M. Dupin also said, respecting the affair of the Protestants of Levergies (and his words are still worthy of quotation), “He who wills the end, wills the means. What avails a proclaimed liberty, if the means of its enjoyment be denied? What! The free exercise of worship is permitted, and at the same time there is a prohibition to exercise it in every place! The exercise is to be interdicted in the streets and public squares: that would shock other creeds. And when its exercise is asked for in any special edifice, it is forbidden! Such liberty is a mockery! What is the obligation thus imposed of obtaining permission to celebrate one’s worship, but tantamount to the preliminary censorship applied to the freedom of the press?... In the actual condition of our constitutional legislation, I can conceive that the administrative authority has a right to keep a watch upon the exercise of worship, as upon every other kind of assembly; a right to inquire into and punish offences arising out of this exercise, and by this very fact the utility of a preliminary declaration to prepare the authorities. But I can admit neither the peremptory right of refusal, nor the silence equivalent to this refusal, as a lawful means of preventing citizens from exercising their religious worship with full liberty. This liberty is not subject to preliminary authorization; it is not subordinated to optional permission any more for those, who are not Catholics, than for those who are so.” (October, 1830.)
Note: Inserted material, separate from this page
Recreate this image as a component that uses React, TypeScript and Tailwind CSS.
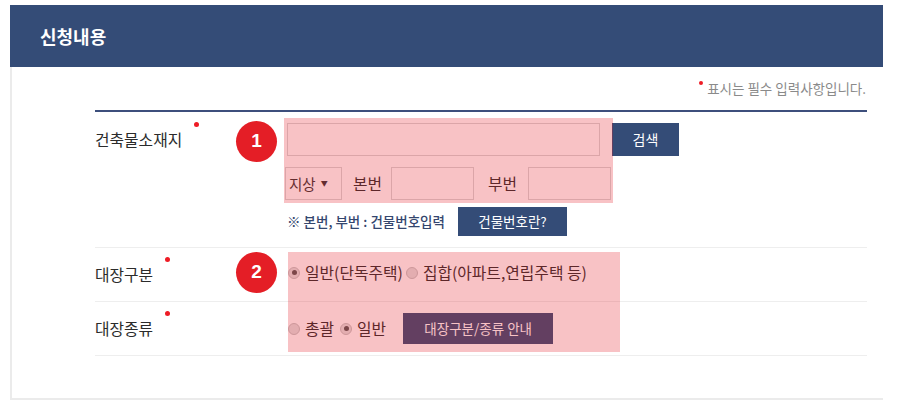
import React from "react";

const FONT = "font-['Noto_Sans_CJK_KR','Noto_Sans',sans-serif]";

/** Small red dot used as the "required" marker */
function RequiredDot() {
  return <span className="ml-[12px] -mt-[8px] inline-block h-[5px] w-[5px] shrink-0 rounded-full bg-[#ee1c25]" />;
}

function Badge({ n, className }: { n: number; className: string }) {
  return (
    <div
      className={`absolute flex h-[41px] w-[41px] items-center justify-center rounded-full bg-[#e41e26] font-['Liberation_Sans',Arial,sans-serif] text-[19px] font-bold text-white ${className}`}
    >
      {n}
    </div>
  );
}

function Radio({ checked, label }: { checked?: boolean; label: string }) {
  return (
    <label className="flex items-center">
      <span className="flex h-[12px] w-[12px] items-center justify-center rounded-full border border-[#c4c4c4] bg-[#e2e2e2]">
        {checked && <span className="h-[5px] w-[5px] rounded-full bg-[#555]" />}
      </span>
      <span className="ml-[5px] text-[15.8px] leading-5 text-[#2b2b2b]">{label}</span>
    </label>
  );
}

export default function App() {
  return (
    <div className={`min-h-[408px] bg-white pl-[10px] pt-[5px] ${FONT}`}>
      <div className="w-[873px]">
        {/* Header */}
        <div className="flex h-[62px] items-center bg-[#344c77] pl-[30px]">
          <h2 className="text-[18px] font-bold text-white">신청내용</h2>
        </div>

        {/* Body */}
        <div className="h-[333px] border-b-2 border-l-2 border-[#ebebeb] pl-[83px] pr-[16px]">
          <div className="flex items-start justify-end pr-px pt-[13px]">
            <span className="mt-[1px] mr-[4px] inline-block h-[4px] w-[4px] rounded-full bg-[#ee1c25]" />
            <span className="text-[13.5px] leading-4 text-[#8a8a8a]">표시는 필수 입력사항입니다.</span>
          </div>
          <div className="mt-[14px] h-[2px] bg-[#3d4f7c]" />

          {/* Row 1: 건축물소재지 */}
          <div className="relative flex border-b border-[#eeeeee] pb-[11px]">
            <div className="flex w-[190px] shrink-0 items-start pt-[18px]">
              <span className="text-[15.8px] leading-5 text-[#2b2b2b]">건축물소재지</span>
              <RequiredDot />
            </div>
            <div className="flex flex-col pt-[11px]">
              <div className="flex items-center pl-[2px]">
                <div className="h-[33px] w-[313px] border border-[#d8d8d8] bg-white" />
                <button className="ml-[12px] h-[33px] w-[67px] bg-[#344c77] text-[14px] text-white">검색</button>
              </div>
              <div className="mt-[11px] flex items-center">
                <div className="flex h-[33px] w-[57px] items-center border border-[#d8d8d8] bg-white pl-[3px] text-[14.5px] text-[#333]">
                  지상
                  <span className="ml-[5px] text-[7px]">▼</span>
                </div>
                <span className="ml-[11px] w-[38px] text-[15.8px] text-[#2b2b2b]">본번</span>
                <div className="h-[33px] w-[83px] border border-[#d8d8d8] bg-white" />
                <span className="ml-[14px] w-[40px] text-[15.8px] text-[#2b2b2b]">부번</span>
                <div className="h-[33px] w-[83px] border border-[#d8d8d8] bg-white" />
              </div>
              <div className="mt-[7px] flex items-center pl-[2px]">
                <span className="w-[171px] text-[13.5px] font-medium text-[#34466e]">※ 본번, 부번 : 건물번호입력</span>
                <button className="h-[29px] w-[109px] bg-[#344c77] text-[13.5px] text-white">건물번호란?</button>
              </div>
            </div>
            <Badge n={1} className="left-[141px] top-[9px]" />
            <div className="pointer-events-none absolute left-[189px] top-[6px] h-[85px] w-[329px] bg-[rgba(230,30,40,0.27)]" />
          </div>

          {/* Rows 2-3: 대장구분 / 대장종류 */}
          <div className="relative">
            <div className="flex h-[54px] items-center border-b border-[#eeeeee]">
              <div className="flex w-[192px] shrink-0 items-start">
                <span className="text-[15.8px] leading-5 text-[#2b2b2b]">대장구분</span>
                <RequiredDot />
              </div>
              <div className="-mt-[4px] flex items-center gap-[3px] pl-px">
                <Radio checked label="일반(단독주택)" />
                <Radio label="집합(아파트,연립주택 등)" />
              </div>
            </div>
            <div className="flex h-[54px] items-center border-b border-[#eeeeee]">
              <div className="flex w-[192px] shrink-0 items-start">
                <span className="text-[15.8px] leading-5 text-[#2b2b2b]">대장종류</span>
                <RequiredDot />
              </div>
              <div className="flex items-center pl-px">
                <Radio label="총괄" />
                <span className="ml-[6px]">
                  <Radio checked label="일반" />
                </span>
                <button className="ml-[17px] h-[31px] w-[150px] bg-[#344c77] text-[13.5px] text-white">
                  대장구분/종류 안내
                </button>
              </div>
            </div>
            <Badge n={2} className="left-[141px] top-[4px]" />
            <div className="pointer-events-none absolute left-[193px] top-[4px] h-[100px] w-[332px] bg-[rgba(230,30,40,0.27)]" />
          </div>
        </div>
      </div>
    </div>
  );
}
The external condition of the French Reformation seemed therefore more favourable than it had ever been, and we may read in the Protestant journals of the day how full of hope they were. There were to be no longer any direct or indirect inequality between the two communions, or obstacles of any kind to the manifestation of the Reformed faith! There was thenceforth to be an end to the necessity of waiting about the antechamber of priest-led prefects to solicit their authorization in ecclesiastical matters, or about the office of a minister, governed by political calculations! The ill-will of a mayor or a royal procurator was not to be any longer sufficient to dissolve religious meetings, and the tribunals would not punish the prayers of a few peaceable men out-numbering the perilous figure of twenty persons, as if they were crimes! We shall soon see how completely their expectations were deceived.
Many Protestants thought that the occasion was propitious for demanding the alteration of the law of the 18th Germinal. It appeared to them that a government sprung from the triumph of liberal ideas could not, without self-contradiction, maintain a law which had been inspired by an excessive reaction against all liberty. Complaints and petitions to this effect were presented to the ministers of Louis Philippe; but they were thrown aside. If the popular origin of the government were a means, it was also an obstacle. The new power, conscious of its weakness and want of solidity, would not increase the difficulties of its position by meddling with the ecclesiastical questions, and it adopted as a rule of conduct in these matters, to make no change unless under absolute necessity.
Perhaps it would have been The government, therefore, refused to make the least change in the law. Whereupon another question presented itself. Leaving the organic articles intact, was it not possible to have deduced more liberal applications from them, and to have given a less dependent position to Protestantism? The intervention of the legislative bodies was not necessary in this case; the discussion might be carried on with closed doors; the consistories and the minister of public worship might arrange everything, and a simple royal ordinance would suffice. Several consistories insisted upon this point; pastoral conferences drew up programmes for the administration of the Reformed churches; the government itself nominated a commission to prepare the draft of the ordinance, and there was finally a prospect of something favourable to the Reformed. Expectation was again deceived. The new regulation drawn up by this commission, instead of extending liberty, seemed to restrict it to still narrower limits than before; and the minister of public worship encountered the most energetic opposition from the consistories, when he consulted them upon it. The government ceased to do any more, and the régime of 1802 remained in its entirety. In other respects, according to the genius of the middle classes, who directed public affairs at this time, the material, or pecuniary side of the situation of the Reformed churches, not only suffered no attack, but was sensibly ameliorated. The majority of the pastors received augmented allowances, new places were created, and funds for building places of worship and opening schools were granted with liberality. All this is mentioned with gratitude. Nothing was refused that money can accomplish for the development of a religious communion. It must also be said in honour of Louis Philippe’s government, that it never sought to mix itself up with the internal questions of the churches, when its intervention was not sought by the churches themselves. If it decreed the removal of some pastors, and did other acts which ought not to depend upon the decision of the civil power, it was unwillingly, and after long delays [that it did so]. Protestantism might have been much more free under this reign, if it had seriously striven to become so.